begin

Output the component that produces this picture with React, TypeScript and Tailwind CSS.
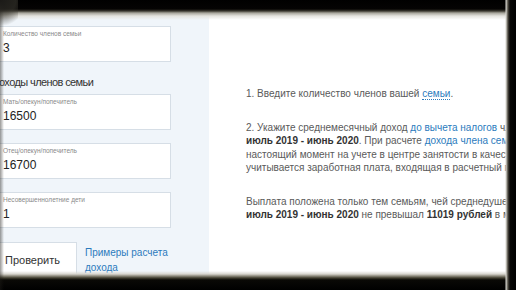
import React from "react";

const font = { fontFamily: '"Liberation Sans", Arial, sans-serif' };

function Field({ label, value }: { label: string; value: string }) {
  return (
    <div className="h-[36px] w-[174px] border border-[#d6dee6] bg-white pl-[5px] pt-[3px]">
      <div className="text-[6.5px] leading-[8px] text-[#8a8a8a]">{label}</div>
      <div className="mt-[3px] text-[12px] leading-[14px] text-[#222]">{value}</div>
    </div>
  );
}

function Frame() {
  return (
    <div className="pointer-events-none absolute inset-0">
      {/* top torn edge */}
      <div className="absolute left-0 right-0 top-0 h-[20px] bg-[linear-gradient(to_bottom,#000_0px,#050403_9px,#3b382f_11px,#a8a69c_13px,#e4e3de_16px,rgba(255,255,255,0)_20px)]" />
      {/* bottom torn edge */}
      <div className="absolute bottom-0 left-0 right-0 h-[19px] bg-[linear-gradient(to_top,#000_0px,#0a0906_10px,#3f3c2e_12px,#8d8a7c_14px,#d8d6cf_16px,rgba(255,255,255,0)_19px)]" />
      {/* right edge */}
      <div className="absolute bottom-0 right-0 top-0 w-[11px] bg-[linear-gradient(to_left,#000_0px,#080706_6px,#4a473e_8px,#d9d7d0_10px,rgba(255,255,255,0)_11px)]" />
      {/* left vignette */}
      <div className="absolute bottom-0 left-0 top-0 w-[4px] bg-[linear-gradient(to_right,rgba(30,28,24,0.45),rgba(255,255,255,0))]" />
      <div className="absolute left-0 top-0 h-[30px] w-[18px] bg-[radial-gradient(circle_at_top_left,#1b1a17_0%,rgba(60,58,50,0.6)_45%,rgba(255,255,255,0)_75%)]" />
    </div>
  );
}

export default function App() {
  return (
    <div className="relative h-[290px] w-[516px] overflow-hidden bg-white" style={font}>
      <div className="flex h-full">
        {/* left form panel */}
        <div className="w-[209px] shrink-0 bg-[#f0f5fa] pt-[26px]">
          <div className="-ml-[3px] flex flex-col">
            <Field label="Количество членов семьи" value="3" />
            <div className="-ml-[5px] mt-[13px] text-[11px] leading-[14px] tracking-[-0.6px] text-[#333]">
              Доходы членов семьи
            </div>
            <div className="mt-[5px] flex flex-col gap-[13px]">
              <Field label="Мать/опекун/попечитель" value="16500" />
              <Field label="Отец/опекун/попечитель" value="16700" />
              <Field label="Несовершеннолетние дети" value="1" />
            </div>
            <div className="mt-[14px] flex items-start gap-[8px]">
              <div className="-ml-[6px] h-[42px] w-[86px] border border-[#d6dee6] bg-white pl-[13px] pt-[10px] text-[11px] leading-[14px] text-[#333]">
                Проверить
              </div>
              <a className="mt-[3px] text-[10px] leading-[15px] text-[#2c7bbd]">
                Примеры расчета
                <br />
                дохода
              </a>
            </div>
          </div>
        </div>

        {/* right instructions panel */}
        <div className="min-w-0 flex-1 overflow-hidden whitespace-nowrap pl-[37px] pt-[87px] text-[10px] leading-[13.5px] text-[#5a5a5a]">
          <p>
            1. Введите количество членов вашей{" "}
            <span className="border-b border-dotted border-[#2c7bbd] text-[#2c7bbd]">семьи</span>.
          </p>
          <p className="mt-[20px]">
            2. Укажите среднемесячный доход{" "}
            <span className="text-[#2c7bbd]">до вычета налогов</span> членов семьи за период
          </p>
          <p>
            <b className="text-[#333]">июль 2019 - июнь 2020</b>. При расчете{" "}
            <span className="text-[#2c7bbd]">дохода члена семьи</span>, который
          </p>
          <p>настоящий момент на учете в центре занятости в качестве безработного,</p>
          <p>учитывается заработная плата, входящая в расчетный период.</p>
          <p className="mt-[20px]">Выплата положена только тем семьям, чей среднедушевой доход за</p>
          <p>
            <b className="text-[#333]">июль 2019 - июнь 2020</b> не превышал{" "}
            <b className="text-[#333]">11019 рублей</b> в месяц.
          </p>
        </div>
      </div>
      <Frame />
    </div>
  );
}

end

▶ [Brief]: Transcribe all of the material exactly, leaving out whatever pictures it contains.

▶ [Written response]:
Output the component that produces this picture with React, TypeScript and Tailwind CSS.
import React from "react";

const font = { fontFamily: '"Liberation Sans", Arial, sans-serif' };

function Field({ label, value }: { label: string; value: string }) {
  return (
    <div className="h-[36px] w-[174px] border border-[#d6dee6] bg-white pl-[5px] pt-[3px]">
      <div className="text-[6.5px] leading-[8px] text-[#8a8a8a]">{label}</div>
      <div className="mt-[3px] text-[12px] leading-[14px] text-[#222]">{value}</div>
    </div>
  );
}

function Frame() {
  return (
    <div className="pointer-events-none absolute inset-0">
      {/* top torn edge */}
      <div className="absolute left-0 right-0 top-0 h-[20px] bg-[linear-gradient(to_bottom,#000_0px,#050403_9px,#3b382f_11px,#a8a69c_13px,#e4e3de_16px,rgba(255,255,255,0)_20px)]" />
      {/* bottom torn edge */}
      <div className="absolute bottom-0 left-0 right-0 h-[19px] bg-[linear-gradient(to_top,#000_0px,#0a0906_10px,#3f3c2e_12px,#8d8a7c_14px,#d8d6cf_16px,rgba(255,255,255,0)_19px)]" />
      {/* right edge */}
      <div className="absolute bottom-0 right-0 top-0 w-[11px] bg-[linear-gradient(to_left,#000_0px,#080706_6px,#4a473e_8px,#d9d7d0_10px,rgba(255,255,255,0)_11px)]" />
      {/* left vignette */}
      <div className="absolute bottom-0 left-0 top-0 w-[4px] bg-[linear-gradient(to_right,rgba(30,28,24,0.45),rgba(255,255,255,0))]" />
      <div className="absolute left-0 top-0 h-[30px] w-[18px] bg-[radial-gradient(circle_at_top_left,#1b1a17_0%,rgba(60,58,50,0.6)_45%,rgba(255,255,255,0)_75%)]" />
    </div>
  );
}

export default function App() {
  return (
    <div className="relative h-[290px] w-[516px] overflow-hidden bg-white" style={font}>
      <div className="flex h-full">
        {/* left form panel */}
        <div className="w-[209px] shrink-0 bg-[#f0f5fa] pt-[26px]">
          <div className="-ml-[3px] flex flex-col">
            <Field label="Количество членов семьи" value="3" />
            <div className="-ml-[5px] mt-[13px] text-[11px] leading-[14px] tracking-[-0.6px] text-[#333]">
              Доходы членов семьи
            </div>
            <div className="mt-[5px] flex flex-col gap-[13px]">
              <Field label="Мать/опекун/попечитель" value="16500" />
              <Field label="Отец/опекун/попечитель" value="16700" />
              <Field label="Несовершеннолетние дети" value="1" />
            </div>
            <div className="mt-[14px] flex items-start gap-[8px]">
              <div className="-ml-[6px] h-[42px] w-[86px] border border-[#d6dee6] bg-white pl-[13px] pt-[10px] text-[11px] leading-[14px] text-[#333]">
                Проверить
              </div>
              <a className="mt-[3px] text-[10px] leading-[15px] text-[#2c7bbd]">
                Примеры расчета
                <br />
                дохода
              </a>
            </div>
          </div>
        </div>

        {/* right instructions panel */}
        <div className="min-w-0 flex-1 overflow-hidden whitespace-nowrap pl-[37px] pt-[87px] text-[10px] leading-[13.5px] text-[#5a5a5a]">
          <p>
            1. Введите количество членов вашей{" "}
            <span className="border-b border-dotted border-[#2c7bbd] text-[#2c7bbd]">семьи</span>.
          </p>
          <p className="mt-[20px]">
            2. Укажите среднемесячный доход{" "}
            <span className="text-[#2c7bbd]">до вычета налогов</span> членов семьи за период
          </p>
          <p>
            <b className="text-[#333]">июль 2019 - июнь 2020</b>. При расчете{" "}
            <span className="text-[#2c7bbd]">дохода члена семьи</span>, который
          </p>
          <p>настоящий момент на учете в центре занятости в качестве безработного,</p>
          <p>учитывается заработная плата, входящая в расчетный период.</p>
          <p className="mt-[20px]">Выплата положена только тем семьям, чей среднедушевой доход за</p>
          <p>
            <b className="text-[#333]">июль 2019 - июнь 2020</b> не превышал{" "}
            <b className="text-[#333]">11019 рублей</b> в месяц.
          </p>
        </div>
      </div>
      <Frame />
    </div>
  );
}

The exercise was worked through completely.